La Martinique, c’est la beauté de la diversité de ses sables : blanc, brun, noir, roux, qui rendra chacune de ses plages uniques à condition qu’elle ne soit pas couverte de cette calamité de Sargasse.
La Martinique, c'est une flopée de Selfies en mode instagrameuse, vue de dos, les épaules rougies par le soleil, immortalisant les plages au sable fin, la vue des rhumeries, la vue des champs, ou la végétation du sud totalement cramée et asséchée.
La Martinique, c’est aussi une voiture qui rend l’âme en pleine excursion, des heures d’attente sur le parking d’une station-service, un chauffeur de taxi bigleux qui conduira à une main sans savoir quel chemin il devra prendre.
C'est des heures de marche sous un soleil de plomb, plusieurs tee-shirt trempés de sueurs, une pompe de crème solaire vidée, quelques paréos essayés, un chapeau de paille acheté, et des heures de baignade pour clôturer les journée.

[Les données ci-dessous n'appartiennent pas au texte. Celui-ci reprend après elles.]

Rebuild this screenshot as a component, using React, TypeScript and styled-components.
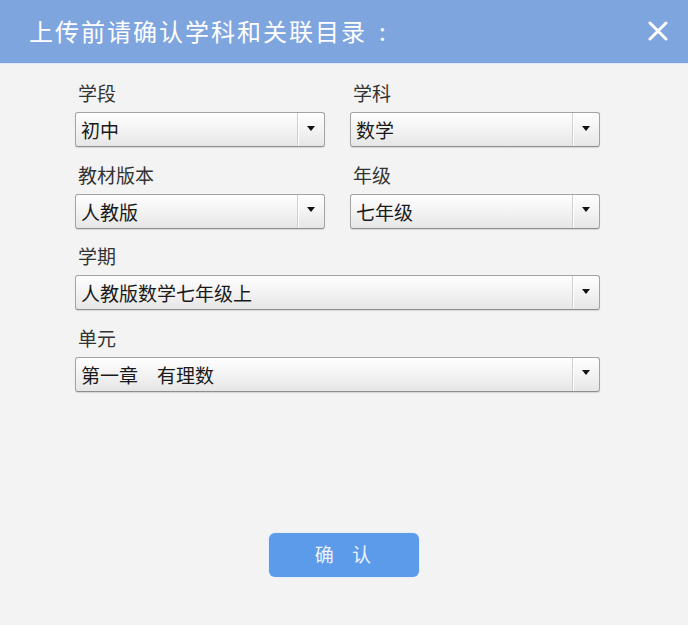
import React from "react";
import styled, { createGlobalStyle } from "styled-components";

const Global = createGlobalStyle`
  html, body { margin: 0; padding: 0; background: #f3f3f3; }
  body { font-family: "Noto Sans CJK SC", "Noto Sans", sans-serif; }
`;

const Dialog = styled.div`
  width: 688px;
  height: 625px;
  background: #f3f3f3;
  display: flex;
  flex-direction: column;
`;

const Header = styled.div`
  height: 64px;
  background: #7fa5df;
  display: flex;
  align-items: center;
  justify-content: space-between;
  padding: 0 18px 0 29px;
  box-sizing: border-box;
  border-bottom: 1px solid #dce6f5;
`;

const Title = styled.div`
  color: #ffffff;
  font-size: 24px;
  letter-spacing: 2px;
  line-height: 1;
  padding-bottom: 2px;
`;

const Colon = styled.span`
  margin-left: 12px;
`;

const Close = styled.button`
  width: 24px;
  height: 24px;
  padding: 0;
  border: none;
  background: transparent;
  display: flex;
  align-items: center;
  justify-content: center;
  margin-bottom: 1px;
`;

const Body = styled.div`
  flex: 1;
  display: flex;
  flex-direction: column;
  padding: 16px 0 0 75px;
`;

const Grid = styled.div`
  width: 525px;
  display: grid;
  grid-template-columns: 250px 250px;
  column-gap: 25px;
  row-gap: 14.5px;
`;

const Field = styled.div<{ $wide?: boolean }>`
  display: flex;
  flex-direction: column;
  grid-column: ${(p) => (p.$wide ? "1 / span 2" : "auto")};
`;

const Label = styled.div`
  font-size: 19px;
  line-height: 26px;
  height: 26px;
  color: #333;
  padding-left: 3px;
  margin-bottom: 6px;
`;

const SelectBox = styled.div`
  height: 35px;
  box-sizing: border-box;
  border: 1px solid #a3a3a3;
  border-bottom-color: #8e8e8e;
  border-radius: 3px;
  background: linear-gradient(#fefefe 0%, #f3f3f3 50%, #e6e6e6 100%);
  box-shadow: 0 1px 1px rgba(0, 0, 0, 0.12);
  display: flex;
  align-items: stretch;
`;

const Value = styled.div`
  flex: 1;
  font-size: 19px;
  line-height: 33px;
  color: #1a1a1a;
  padding-left: 5px;
  white-space: pre;
`;

const ArrowCell = styled.div`
  width: 27px;
  border-left: 1px solid #cfcfcf;
  box-shadow: inset 1px 0 0 #ffffff;
  display: flex;
  align-items: center;
  justify-content: center;
  padding-bottom: 3px;
  box-sizing: border-box;
`;

const Arrow = styled.div`
  width: 0;
  height: 0;
  border-left: 4px solid transparent;
  border-right: 4px solid transparent;
  border-top: 5px solid #111;
`;

const Footer = styled.div`
  display: flex;
  padding-left: 194px;
  margin-top: 141px;
`;

const Confirm = styled.button`
  width: 150px;
  height: 44px;
  border: none;
  border-radius: 6px;
  background: #5c9be9;
  color: #eef4fd;
  font-family: "Noto Sans CJK SC", sans-serif;
  font-size: 19px;
  letter-spacing: 7px;
  padding: 0 0 2px 5px;
  box-shadow: 0 0 0 1px #e6eefa;
`;

type SelectProps = { value: string };

const Select = ({ value }: SelectProps) => (
  <SelectBox>
    <Value>{value}</Value>
    <ArrowCell>
      <Arrow />
    </ArrowCell>
  </SelectBox>
);

export default function App() {
  return (
    <>
      <Global />
      <Dialog>
        <Header>
          <Title>
            上传前请确认学科和关联目录<Colon>:</Colon>
          </Title>
          <Close aria-label="关闭">
            <svg width="20" height="20" viewBox="0 0 20 20">
              <path d="M2 2 L18 18 M18 2 L2 18" stroke="#fff" strokeWidth="3" strokeLinecap="round" />
            </svg>
          </Close>
        </Header>
        <Body>
          <Grid>
            <Field>
              <Label>学段</Label>
              <Select value="初中" />
            </Field>
            <Field>
              <Label>学科</Label>
              <Select value="数学" />
            </Field>
            <Field>
              <Label>教材版本</Label>
              <Select value="人教版" />
            </Field>
            <Field>
              <Label>年级</Label>
              <Select value="七年级" />
            </Field>
            <Field $wide>
              <Label>学期</Label>
              <Select value="人教版数学七年级上" />
            </Field>
            <Field $wide>
              <Label>单元</Label>
              <Select value="第一章　有理数" />
            </Field>
          </Grid>
          <Footer>
            <Confirm>确 认</Confirm>
          </Footer>
        </Body>
      </Dialog>
    </>
  );
}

C'est plusieurs malaises vagaux, trois jours de diarrhée, une crise de nerfs, deux ampoules, des heures de sommeil à récupérer, des heures perdues dans les bouchons, des heures à contempler et admirer la vie, la végétations…
Puis un décalage horaire et un blues du retour encore plus violent que les nausées Sargassiennes.